Kritische Theologen in Regensburg: Die Widersacher
Drei Regensburger Theologen und ein Pfarrer haben Ärger mit dem Bischof. Sie haben einen Protestbrief gegen die kirchliche Rehabilitation von Holocaustleugner Williamson unterschrieben.

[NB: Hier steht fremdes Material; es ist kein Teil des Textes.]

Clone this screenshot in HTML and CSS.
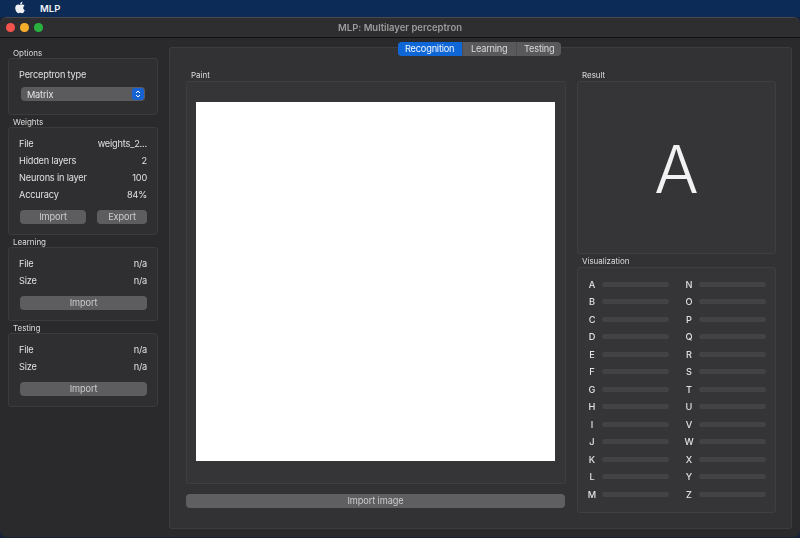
FILE: index.html
```html
<!DOCTYPE html>
<html lang="en">
<head>
<meta charset="utf-8">
<title>MLP: Multilayer perceptron</title>
<link rel="stylesheet" href="styles.css">
</head>
<body>
<div class="menubar">
  <svg class="apple" viewBox="0 0 384 512"><path d="M318.7 268.7c-.2-36.7 16.4-64.4 50-84.8-18.8-26.9-47.2-41.7-84.7-44.6-35.5-2.8-74.3 20.7-88.5 20.7-15 0-49.4-19.7-76.4-19.7C63.3 141.2 4 184.8 4 273.5q0 39.3 14.4 81.2c12.8 36.7 59 126.7 107.2 125.2 25.2-.6 43-17.9 75.8-17.9 31.8 0 48.3 17.9 76.4 17.9 48.6-.7 90.4-82.5 102.6-119.3-65.2-30.7-61.7-90-61.7-91.9zm-56.6-164.2c27.3-32.4 24.8-61.9 24-72.5-24.1 1.4-52 16.4-67.9 34.9-17.5 19.8-27.8 44.3-25.6 71.9 26.1 2 49.9-11.4 69.5-34.3z"/></svg>
  <span class="appname">MLP</span>
</div>
<div class="window">
  <div class="titlebar">
    <div class="lights"><i class="light red"></i><i class="light yellow"></i><i class="light green"></i></div>
    <div class="wintitle">MLP: Multilayer perceptron</div>
  </div>
  <div class="content">
    <aside class="sidebar">
      <section class="group">
        <h2 class="gtitle">Options</h2>
        <div class="box box-options">
          <div class="label">Perceptron type</div>
          <div class="select"><span>Matrix</span>
            <span class="stepper"><svg viewBox="0 0 8 10" class="chev"><path d="M2 4 4 2 6 4M2 6 4 8 6 6"/></svg></span>
          </div>
        </div>
      </section>
      <section class="group">
        <h2 class="gtitle">Weights</h2>
        <div class="box">
          <div class="row"><span>File</span><span>weights_2...</span></div>
          <div class="row"><span>Hidden layers</span><span>2</span></div>
          <div class="row"><span>Neurons in layer</span><span>100</span></div>
          <div class="row"><span>Accuracy</span><span>84%</span></div>
          <div class="btnrow"><button class="btn grow-a">Import</button><button class="btn grow-b">Export</button></div>
        </div>
      </section>
      <section class="group">
        <h2 class="gtitle">Learning</h2>
        <div class="box">
          <div class="row"><span>File</span><span>n/a</span></div>
          <div class="row"><span>Size</span><span>n/a</span></div>
          <div class="btnrow"><button class="btn wide">Import</button></div>
        </div>
      </section>
      <section class="group">
        <h2 class="gtitle">Testing</h2>
        <div class="box">
          <div class="row"><span>File</span><span>n/a</span></div>
          <div class="row"><span>Size</span><span>n/a</span></div>
          <div class="btnrow"><button class="btn wide">Import</button></div>
        </div>
      </section>
    </aside>
    <main class="panel">
      <div class="tabs"><span class="tab active">Recognition</span><span class="tab">Learning</span><span class="tab">Testing</span></div>
      <div class="col-left">
        <h2 class="gtitle">Paint</h2>
        <div class="box paintbox"><div class="canvas"></div></div>
        <button class="btn importimg">Import image</button>
      </div>
      <div class="col-right">
        <h2 class="gtitle">Result</h2>
        <div class="box resultbox">A</div>
        <h2 class="gtitle vis-title">Visualization</h2>
        <div class="box visbox">
          <div class="bar-row"><b>A</b><i></i></div>
          <div class="bar-row"><b>B</b><i></i></div>
          <div class="bar-row"><b>C</b><i></i></div>
          <div class="bar-row"><b>D</b><i></i></div>
          <div class="bar-row"><b>E</b><i></i></div>
          <div class="bar-row"><b>F</b><i></i></div>
          <div class="bar-row"><b>G</b><i></i></div>
          <div class="bar-row"><b>H</b><i></i></div>
          <div class="bar-row"><b>I</b><i></i></div>
          <div class="bar-row"><b>J</b><i></i></div>
          <div class="bar-row"><b>K</b><i></i></div>
          <div class="bar-row"><b>L</b><i></i></div>
          <div class="bar-row"><b>M</b><i></i></div>
          <div class="bar-row"><b>N</b><i></i></div>
          <div class="bar-row"><b>O</b><i></i></div>
          <div class="bar-row"><b>P</b><i></i></div>
          <div class="bar-row"><b>Q</b><i></i></div>
          <div class="bar-row"><b>R</b><i></i></div>
          <div class="bar-row"><b>S</b><i></i></div>
          <div class="bar-row"><b>T</b><i></i></div>
          <div class="bar-row"><b>U</b><i></i></div>
          <div class="bar-row"><b>V</b><i></i></div>
          <div class="bar-row"><b>W</b><i></i></div>
          <div class="bar-row"><b>X</b><i></i></div>
          <div class="bar-row"><b>Y</b><i></i></div>
          <div class="bar-row"><b>Z</b><i></i></div>
        </div>
      </div>
    </main>
  </div>
</div>
</body>
</html>
```
FILE: styles.css
```css
* { box-sizing: border-box; }
html, body { margin: 0; padding: 0; }
body {
  width: 800px;
  height: 538px;
  overflow: hidden;
  background: #16233a;
  font-family: Inter, "Liberation Sans", sans-serif;
  font-size: 9.2px;
  letter-spacing: -0.18px;
  color: #e0e0e0;
  display: flex;
  flex-direction: column;
}
.menubar {
  height: 17px;
  flex: none;
  background: #0d2b57;
  color: #f2f4f8;
  display: flex;
  align-items: flex-start;
  padding: 1px 0 0 15px;
}
.apple { width: 10px; height: 13px; fill: #eef0f4; }
.appname { margin-left: 15px; font-size: 9.5px; font-weight: 600; line-height: 15px; letter-spacing: 0; }
.window {
  height: 520px;
  flex: none;
  background: #2a2a2c;
  border-radius: 7px;
  border-top: 1px solid #4a4a4c;
  display: flex;
  flex-direction: column;
  will-change: transform;
}
.titlebar {
  height: 20px;
  flex: none;
  background: #2e2e30;
  border-bottom: 1px solid #111;
  border-radius: 7px 7px 0 0;
  display: flex;
  align-items: center;
  justify-content: center;
  position: relative;
}
.lights { position: absolute; left: 6px; top: 5px; display: flex; gap: 5.5px; }
.light { width: 8.5px; height: 8.5px; border-radius: 50%; display: block; }
.red { background: #f4524c; }
.yellow { background: #f5ad2c; }
.green { background: #2ab03f; }
.wintitle { color: #9b9b9b; font-weight: 600; font-size: 9.5px; letter-spacing: -0.02px; }
.content { flex: 1; display: flex; padding: 9px 9px 8px 8px; gap: 11px; min-height: 0; }
.sidebar { width: 150px; flex: none; display: flex; flex-direction: column; gap: 1px; }
.gtitle { margin: 0 0 -1px 5px; font-size: 8px; font-weight: 400; line-height: 12px; letter-spacing: -0.03px; color: #dcdcdc; }
.panel .gtitle { margin-bottom: 0; line-height: 11px; }
.box { background: #2f2f31; border: 1px solid #3b3b3d; border-radius: 3px; }
.panel .box { background: #353537; border-color: #3f3f41; }
.group .box { padding: 7px 10px 10px 10px; }
.group .box-options { height: 57px; }
.label { line-height: 18px; height: 16px; }
.select {
  margin: 5px 2px 0 2px;
  height: 14px;
  background: #5b5b5d;
  border-radius: 4px;
  display: flex;
  align-items: center;
  justify-content: space-between;
  padding: 0 1.5px 0 6px;
  color: #e4e4e4;
}
.stepper { width: 11.5px; height: 12px; background: #1762d2; border-radius: 3px; display: flex; align-items: center; justify-content: center; }
.chev { width: 8px; height: 10px; fill: none; stroke: #fff; stroke-width: 1; }
.row { display: flex; justify-content: space-between; line-height: 18px; height: 17px; }
.btnrow { display: flex; justify-content: space-between; margin-top: 7px; padding-left: 1px; }
.btn {
  height: 14px;
  border: 0;
  padding: 0;
  background: #5d5d5f;
  border-radius: 4px;
  color: #cccccc;
  font-family: inherit;
  font-size: 9.2px;
  letter-spacing: -0.1px;
  line-height: 14px;
}
.grow-a { width: 66px; }
.grow-b { width: 50px; }
.wide { width: 100%; }
.panel {
  flex: 1;
  position: relative;
  background: #323234;
  border: 1px solid #3d3d3f;
  border-radius: 3px;
  display: flex;
  gap: 11px;
  padding: 22px 15px 15px 16px;
}
.tabs {
  position: absolute;
  top: -6px;
  left: 228px;
  height: 14px;
  background: #59595b;
  border-radius: 4px;
  display: flex;
  color: #dadada;
  line-height: 14px;
}
.tab { padding: 0 8px 0 7.5px; border-left: 1px solid #4d4d4f; }
.tab:first-child { border-left: 0; }
.tab:last-child { padding-right: 6px; }
.tab.active { background: #0f66d6; color: #f4f8ff; border-radius: 4px 0 0 4px; padding: 0 8px 0 7px; }
.col-left { width: 380px; flex: none; display: flex; flex-direction: column; }
.paintbox { height: 403px; padding: 20px 9px 0 9px; }
.canvas { width: 359px; height: 359px; background: #fff; }
.importimg { margin-top: 10px; height: 14px; width: 379px; background: #5f5f61; }
.col-right { width: 199px; flex: none; display: flex; flex-direction: column; }
.resultbox {
  height: 173px;
  padding-top: 2px;
  display: flex;
  align-items: center;
  justify-content: center;
  font-size: 66px;
  letter-spacing: 0;
  font-weight: 300;
  color: #f2f2f2;
}
.vis-title { margin-top: 2px; }
.visbox {
  height: 246px;
  display: grid;
  grid-template-rows: repeat(13, 17.5px);
  grid-auto-flow: column;
  grid-template-columns: 97px 97px;
  padding: 7.5px 0 0 4px;
}
.bar-row { display: flex; align-items: center; }
.bar-row b { width: 20px; text-align: center; font-weight: 500; color: #e2e2e2; letter-spacing: 0; }
.bar-row i { width: 67px; height: 5px; background: #434345; border-radius: 3px; display: block; }
```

REGENSBURG/DEGGENDORF taz In Regensburg wütet der Teufel an jeder Ecke. "Es gibt den Widersacher", sagt ein 43-jähriger Katholik mit bayerischem Zungenschlag vor der Kirchenpforte der Herz-Jesu-Gemeinde am Rande der schmucken Altstadt. "Es sind böse Geister, die uns beeinflussen. Da muss man auf der Hut sein." Die Messe am Donnerstagabend ist zu Ende. Es war ein Gottesdienst mit gerade mal einem Dutzend Gläubigen. Sie verloren sich im ziemlich großen Kirchenschiff. Still war es, auch ein wenig trist. Das leise Schnaufen des Altpfarrers wurde von den Lautsprechern verstärkt. Sein Nachfolger, Pfarrer Martin Müller, fehlte. Vielleicht hat das mit dem Ärger zu tun, den er mit seinem Bischof hat. Der heißt auch Müller.

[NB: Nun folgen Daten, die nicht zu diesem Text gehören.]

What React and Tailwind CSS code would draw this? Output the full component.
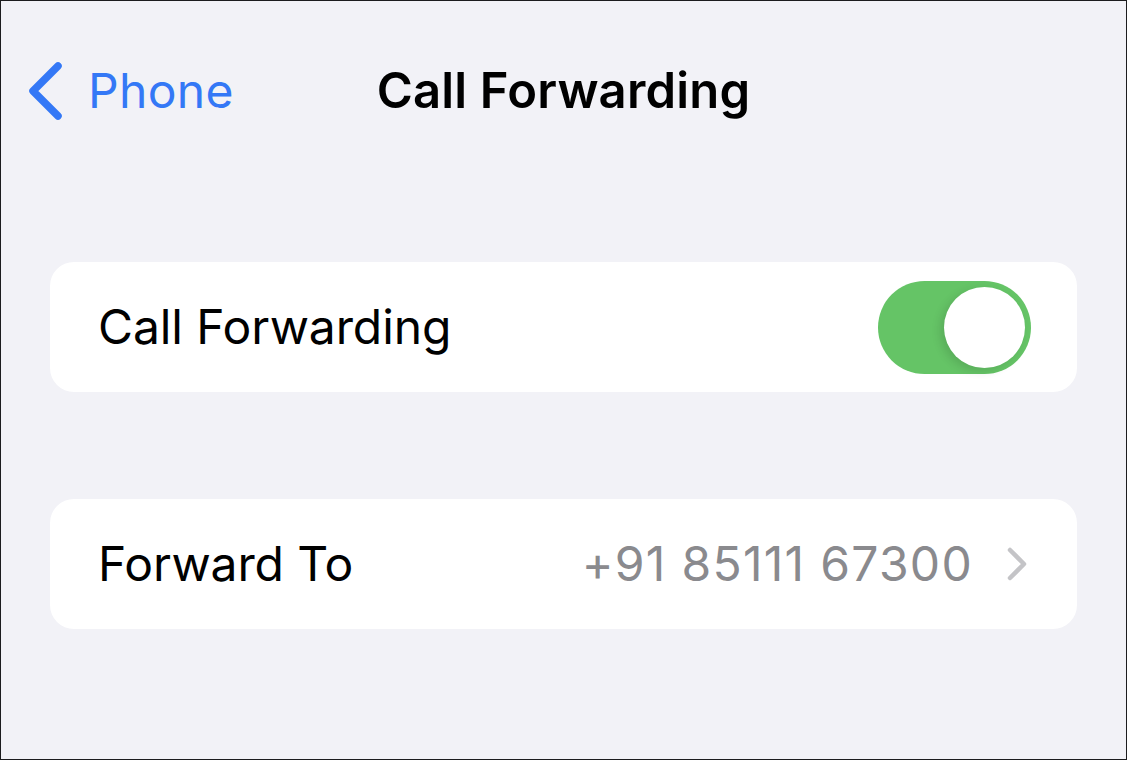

Die Kirche hat Macht an der staatlichen Universität, zumindest bei der Besetzung der Lehrstühle für Katholische Theologie: Die rechtliche Grundlage für diesen Einfluss ist das bayerische Konkordat. Es wurde geschlossen zwischen dem Vatikan und der bayerischen Landesregierung und regelt das Verhältnis von Staat und Kirche im Freistaat. Laut Artikel 3 des Konkordats kann die jeweilige Diözese, in diesem Fall das Bistum Regensburg, einem Theologieprofessor oder einer Theologieprofessorin den Lehrauftrag entziehen. Der Staat muss dann für den oder die geschassten Hochschullehrer/in eine andere Aufgabe finden.
Gerhard Ludwig Müller ist Regensburgs Oberhirte und herrscht ganz nahe im prächtigen Dom. Seine Schäfchen hier wissen um die Ambitionen des reaktionären Kirchenfürsten. "Vielleicht wird unser Bischof ja noch zu etwas anderem berufen", sagt der Gläubige mit der Teufelsangst. Dieser höllische Ehrgeiz des Bischofs ist der tiefere Grund für den Konflikt, den Bischof Müller mit seinem wackeren Pfarrer Müller hat - und, wichtiger noch, mit drei Theologen der örtlichen Universität.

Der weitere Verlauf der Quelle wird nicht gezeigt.